Witan bumps up Amazon exposure on share price weakness

Last year portfolio was repositioned to become more global

Amazon: inside a fulfilment centre
2 minutes

The Witan Investment Trust bumped up its position in Amazon in September as one of its underlying portfolio managers looked to capitalise on share price weakness.

During the month, the trust delivered a net asset value total return of -1.9% while the share price total return was -2.2% which managers, Witan CEO Andrew Bell and investment director James Hart, said was broadly in line with the benchmark – a composite of 85% MSCI All Country World index and 15% MSCI UK IMI index.

Bell and Hart noted in the latest factsheet that equity markets ended the third quarter of 2021 in a “downbeat mood” owing to fears of higher inflation. Meanwhile, bond yields rose sharply at the end of the month, while energy prices spiked and the UK experienced fuel delivery issues amid concerns over shortages in other goods and services ranging from semi-conductors to labour to wind.

The trust uses a multi-manager approach with the portfolio run by 11 underlying managers and one ETF. Bell and Hart said one of the underlying managers added to Amazon during the month as relative share price weakness provided a more attractive entry point. It was the portfolio’s top purchase during the month at £17.1m.

Elsewhere, WestRock, a US-based paper and packaging manufacturer, was added to the portfolio, identified by the manager in question as “specifically addressing the structural shift to more sustainable packaging and a drive to cut the use of plastics in food and retail packaging”.

In addition, US life sciences company, Repligen, was added. This, the Witan team said, is a pure play on the secular growth of biologics which is being driven by demographic trends, innovation in drug development and advances in personalised medicine.

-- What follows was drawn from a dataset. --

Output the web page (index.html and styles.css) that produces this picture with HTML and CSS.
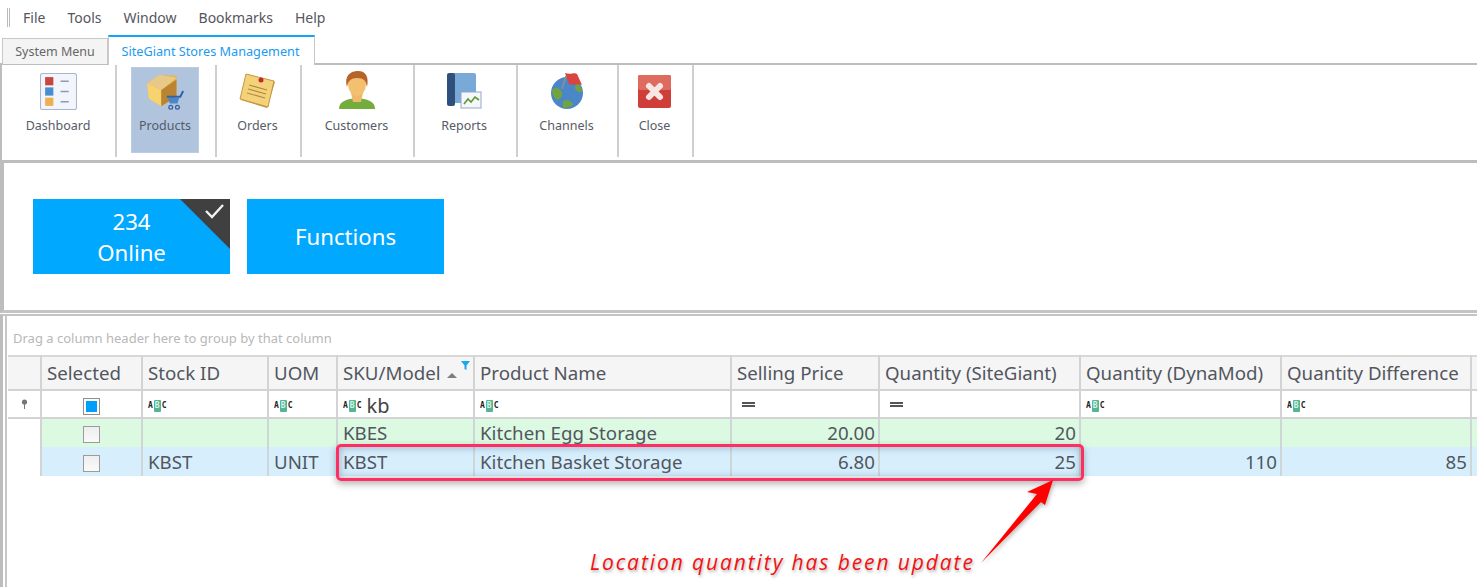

Top sales in the portfolio during the month were the Vanguard S&P 500 ETF, Abbott Laboratories, Charter Communications, Rio Tinto, Alphabet and Moody’s.

The underlying managers’ top concerns were inflation, lingering pandemic uncertainty, geopolitics, specifically in China, and evolving growth opportunities from infrastructure, electrification, digitisation and the revolution in medical science, the factsheet said.

In September last year, the portfolio managers ditched a £54m UK equity mandate plus a US equities ETF and handed the resulting $300m (£227.2m) to active US managers as it repositioned the portfolio to become more global.

The latest factsheet showed the portfolio has a 38% weighting in North America, 21% in the UK, 17% in Europe, 7% in Asia, 3% in Japan, and 1% in other. It has a 13% exposure to other investment companies.

The trust is trading on a 7.8% discount to net asset value, according to Association of Investment Companies data.